Professors Jennifer Doleac of the University of Virginia and Benjamin Hansen of the University of Oregon, suggested in a paper earlier this month that by removing data about the criminal histories of job applicants, employers were more likely to make assumptions about these people’s backgrounds. That in turn, the authors suggested, could lead to a reduction in the hiring of young black and Hispanic men because of racial bias by prospective employers.

Doleac, who is also a visiting fellow at the Brookings Institution, a Washington DC-based thinktank, said in a separate piece that ban-the-box had “done more harm than good”, and should be abandoned as a result.

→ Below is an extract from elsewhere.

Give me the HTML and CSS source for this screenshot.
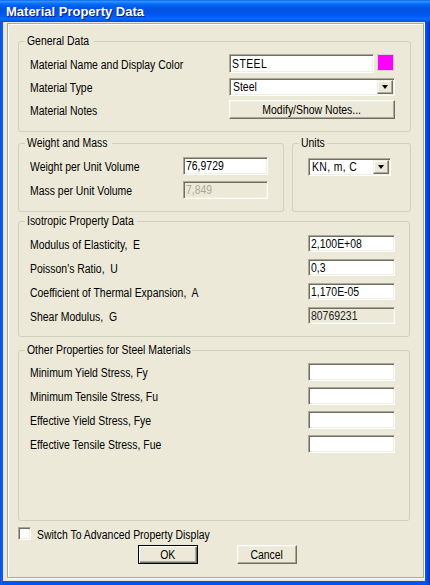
FILE: index.html
```html
<!DOCTYPE html>
<html>
<head>
<meta charset="utf-8">
<title>Material Property Data</title>
<link rel="stylesheet" href="styles.css">
</head>
<body>
<div class="window">
  <div class="titlebar"><span class="title">Material Property Data</span></div>
  <div class="frame">
    <div class="client">
      <div class="panel">
        <fieldset class="group g-general">
          <legend class="lg-general"><span class="t">General Data</span></legend>
          <div class="grid grid-general">
            <span class="lbl"><span class="t">Material Name and Display Color</span></span>
            <div class="name-ctl"><div class="edit name-edit"><span class="t">STEEL</span></div><div class="swatch"></div></div>
            <span class="lbl"><span class="t">Material Type</span></span>
            <div class="combo"><span class="combo-text"><span class="t">Steel</span></span><span class="drop"><i class="tri"></i></span></div>
            <span class="lbl"><span class="t">Material Notes</span></span>
            <div class="btn notes-btn"><span class="t c">Modify/Show Notes...</span></div>
          </div>
        </fieldset>

        <div class="pair">
          <fieldset class="group g-weight">
            <legend class="lg-weight"><span class="t">Weight and Mass</span></legend>
            <div class="grid grid-weight">
              <span class="lbl"><span class="t">Weight per Unit Volume</span></span>
              <div class="edit"><span class="t">76,9729</span></div>
              <span class="lbl"><span class="t">Mass per Unit Volume</span></span>
              <div class="edit disabled"><span class="t">7,849</span></div>
            </div>
          </fieldset>
          <fieldset class="group g-units">
            <legend class="lg-units"><span class="t">Units</span></legend>
            <div class="units-body">
              <div class="combo units-combo"><span class="combo-text"><span class="t">KN, m, C</span></span><span class="drop"><i class="tri"></i></span></div>
            </div>
          </fieldset>
        </div>

        <fieldset class="group g-iso">
          <legend class="lg-iso"><span class="t">Isotropic Property Data</span></legend>
          <div class="grid grid-iso">
            <span class="lbl"><span class="t">Modulus of Elasticity,&nbsp; E</span></span>
            <div class="edit"><span class="t">2,100E+08</span></div>
            <span class="lbl"><span class="t">Poisson's Ratio,&nbsp; U</span></span>
            <div class="edit"><span class="t">0,3</span></div>
            <span class="lbl"><span class="t">Coefficient of Thermal Expansion,&nbsp; A</span></span>
            <div class="edit"><span class="t">1,170E-05</span></div>
            <span class="lbl"><span class="t">Shear Modulus,&nbsp; G</span></span>
            <div class="edit readonly"><span class="t">80769231</span></div>
          </div>
        </fieldset>

        <fieldset class="group g-other">
          <legend class="lg-other"><span class="t">Other Properties for Steel Materials</span></legend>
          <div class="grid grid-other">
            <span class="lbl"><span class="t">Minimum Yield Stress, Fy</span></span>
            <div class="edit"></div>
            <span class="lbl"><span class="t">Minimum Tensile Stress, Fu</span></span>
            <div class="edit"></div>
            <span class="lbl"><span class="t">Effective Yield Stress, Fye</span></span>
            <div class="edit"></div>
            <span class="lbl"><span class="t">Effective Tensile Stress, Fue</span></span>
            <div class="edit"></div>
          </div>
        </fieldset>

        <div class="check-row"><span class="checkbox"></span><span class="check-lbl"><span class="t">Switch To Advanced Property Display</span></span></div>

        <div class="buttons">
          <div class="btn default ok-btn"><span class="t c">OK</span></div>
          <div class="btn cancel-btn"><span class="t c">Cancel</span></div>
        </div>
      </div>
    </div>
  </div>
</div>
</body>
</html>
```

FILE: styles.css
```css
* { box-sizing: border-box; }
html, body { margin: 0; padding: 0; }
body {
  width: 430px;
  height: 585px;
  overflow: hidden;
  font-family: "Liberation Sans", Arial, sans-serif;
  font-size: 12px;
  color: #000;
  background: #0055ea;
}
.t {
  display: inline-block;
  transform: scaleX(0.87);
  transform-origin: left center;
  white-space: nowrap;
}
.t.c { transform-origin: center center; }
.window {
  width: 430px;
  height: 585px;
  display: flex;
  flex-direction: column;
}
.titlebar {
  height: 22px;
  flex: none;
  display: flex;
  align-items: center;
  padding-left: 6px;
  background: linear-gradient(to bottom, #0058ee 0%, #3593ff 5%, #288eff 9%, #127dff 13%, #036ffc 18%, #0262ee 25%, #0057e5 35%, #0054e3 45%, #0055eb 60%, #005bf5 72%, #026afe 84%, #0062ef 92%, #0052d6 100%);
}
.title {
  font-family: "Liberation Sans", Arial, sans-serif;
  font-weight: bold;
  font-size: 13px;
  color: #fff;
  text-shadow: 1px 1px 0 #0a1883;
}
.frame {
  flex: 1;
  display: flex;
  padding: 0 5px 4px 3px;
  background: linear-gradient(to right, #0831d9 0, #166aee 1px, #0055ea 3px, #0055ea 426px, #0731c8 430px);
}
.client {
  flex: 1;
  display: flex;
  background: #ece9d8;
  padding: 1px 1px 3px 4px;
}
.panel {
  flex: 1;
  display: flex;
  flex-direction: column;
  align-items: flex-start;
  border: 1px solid #aca899;
  box-shadow: inset 1px 1px 0 #fff, 1px 1px 0 #fff;
  padding: 10px 0 0 10px;
}

/* group boxes */
.group {
  margin: 0;
  padding: 0;
  border: 1px solid #d0d0bf;
  border-radius: 3px;
  min-width: 0;
}
.group legend {
  margin-left: 6px;
  padding: 0 2px;
  line-height: 14px;
  height: 14px;
  white-space: nowrap;
  overflow: visible;
}
.lg-general { width: 69px; }
.lg-weight { width: 87px; }
.lg-units { width: 28px; }
.lg-iso { width: 112px; }
.lg-other { width: 167px; }
.g-general { width: 393px; }
.pair { display: flex; gap: 8px; margin-top: 4px; }
.g-weight { width: 266px; }
.g-units { width: 119px; }
.g-iso { width: 392px; margin-top: 2px; }
.g-other { width: 392px; margin-top: 6px; }

.lbl {
  line-height: 14px;
  white-space: nowrap;
  position: relative;
  top: 1px;
}
.grid {
  display: grid;
  align-items: center;
  padding-left: 11px;
}
.grid-general {
  grid-template-columns: 199px 166px;
  grid-auto-rows: 19px;
  row-gap: 4px;
  padding-top: 6px;
  padding-bottom: 12px;
}
.grid-weight {
  grid-template-columns: 153px 85px;
  grid-auto-rows: 18px;
  row-gap: 6px;
  padding-top: 7px;
  padding-bottom: 12px;
}
.units-body {
  padding: 8px 0 0 15px;
}
.grid-iso {
  grid-template-columns: 278px 87px;
  grid-auto-rows: 17px;
  row-gap: 7px;
  padding-top: 7px;
  padding-bottom: 12px;
}
.grid-other {
  grid-template-columns: 278px 87px;
  grid-auto-rows: 18px;
  row-gap: 6px;
  padding-top: 6px;
  padding-bottom: 67px;
}

/* controls */
.edit {
  height: 100%;
  background: #fff;
  border: 1px solid;
  border-color: #aca899 #fff #fff #aca899;
  box-shadow: inset 1px 1px 0 #716f64, inset -1px -1px 0 #f1efe2;
  padding: 0 2px;
  display: flex;
  align-items: center;
  line-height: 14px;
  white-space: nowrap;
  overflow: hidden;
}
.edit.disabled { background: #ece9d8; color: #aca899; }
.edit.readonly { background: #ece9d8; color: #222; }
.name-ctl {
  display: flex;
  gap: 3px;
  align-items: flex-start;
  height: 19px;
}
.name-edit { width: 145px; height: 19px; }
.name-edit .t { letter-spacing: 0.5px; }
.swatch {
  width: 17px;
  height: 17px;
  background: #ff00ff;
  border: 1px solid #e0c8e0;
}
.combo {
  height: 18px;
  background: #fff;
  border: 1px solid;
  border-color: #aca899 #fff #fff #aca899;
  box-shadow: inset 1px 1px 0 #716f64, inset -1px -1px 0 #f1efe2;
  display: flex;
  align-items: center;
  padding: 1px 1px 1px 3px;
}
.combo-text { flex: 1; line-height: 14px; white-space: nowrap; }
.drop {
  width: 16px;
  height: 100%;
  background: #ece9d8;
  border: 1px solid;
  border-color: #f1efe2 #716f64 #716f64 #f1efe2;
  box-shadow: inset -1px -1px 0 #aca899, inset 1px 1px 0 #fff;
  display: flex;
  align-items: center;
  justify-content: center;
}
.tri {
  width: 0;
  height: 0;
  border-left: 3.5px solid transparent;
  border-right: 3.5px solid transparent;
  border-top: 4px solid #000;
}
.units-combo { width: 83px; }
.units-combo .t { letter-spacing: 0.4px; }

.btn {
  background: #ece9d8;
  border: 1px solid;
  border-color: #fff #716f64 #716f64 #fff;
  box-shadow: inset -1px -1px 0 #aca899, inset 1px 1px 0 #f1efe2;
  display: flex;
  align-items: center;
  justify-content: center;
  line-height: 14px;
  white-space: nowrap;
}
.notes-btn { height: 19px; }
.btn.default {
  border-color: #000;
  box-shadow: inset 1px 1px 0 #fff, inset -1px -1px 0 #716f64, inset -2px -2px 0 #aca899;
}

.check-row {
  display: flex;
  align-items: center;
  gap: 6px;
  margin-top: 6px;
  height: 13px;
}
.checkbox {
  width: 13px;
  height: 13px;
  background: #fff;
  border: 1px solid;
  border-color: #aca899 #fff #fff #aca899;
  box-shadow: inset 1px 1px 0 #716f64, inset -1px -1px 0 #f1efe2;
}
.check-lbl { line-height: 14px; position: relative; top: 1px; }

.buttons {
  display: flex;
  gap: 39px;
  margin-top: 5px;
  margin-left: 120px;
}
.ok-btn, .cancel-btn { width: 60px; height: 19px; }
```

But the NELP researchers, who support “fair-chance employment policies” such as ban-the-box, argue that the reform is a necessary but not sufficient policy response to structural causes of discrimination in the US.

The researchers questioned the methodology of the Doleac/Hanson study, but said that even if one were to accept those criticisms of “ban-the-box” provisions, it would “merely reinforce the need for stronger anti-discrimination law enforcement and further policy reforms to help eradicate the underlying discrimination, not a rejection of ban-the-box protections”.

The NELP researchers said the two studies underscored the need to push “for a more robust policy response to both boost job opportunities for people with records and tackle race discrimination in the hiring process”. But, they added, it would be a mistake to lay shortcomings at the foot of “ban-the-box” policies.

“Ban-the-box is working, both by increasing employment opportunities for people with records and by changing employer attitudes toward hiring people with records,” they said.

Asked about the criticism, Doleac agreed that “it’s possible that ‘ban the box’ would be a more effective policy in a world with less racial discrimination”. But, she added: “Our research considers its effects on employment in the world we actually live in.

“Laws can hide information, but they don’t prevent employers from caring about the information that’s hidden.” She added that this “typically hurts already-disadvantaged groups” because of how employers guess.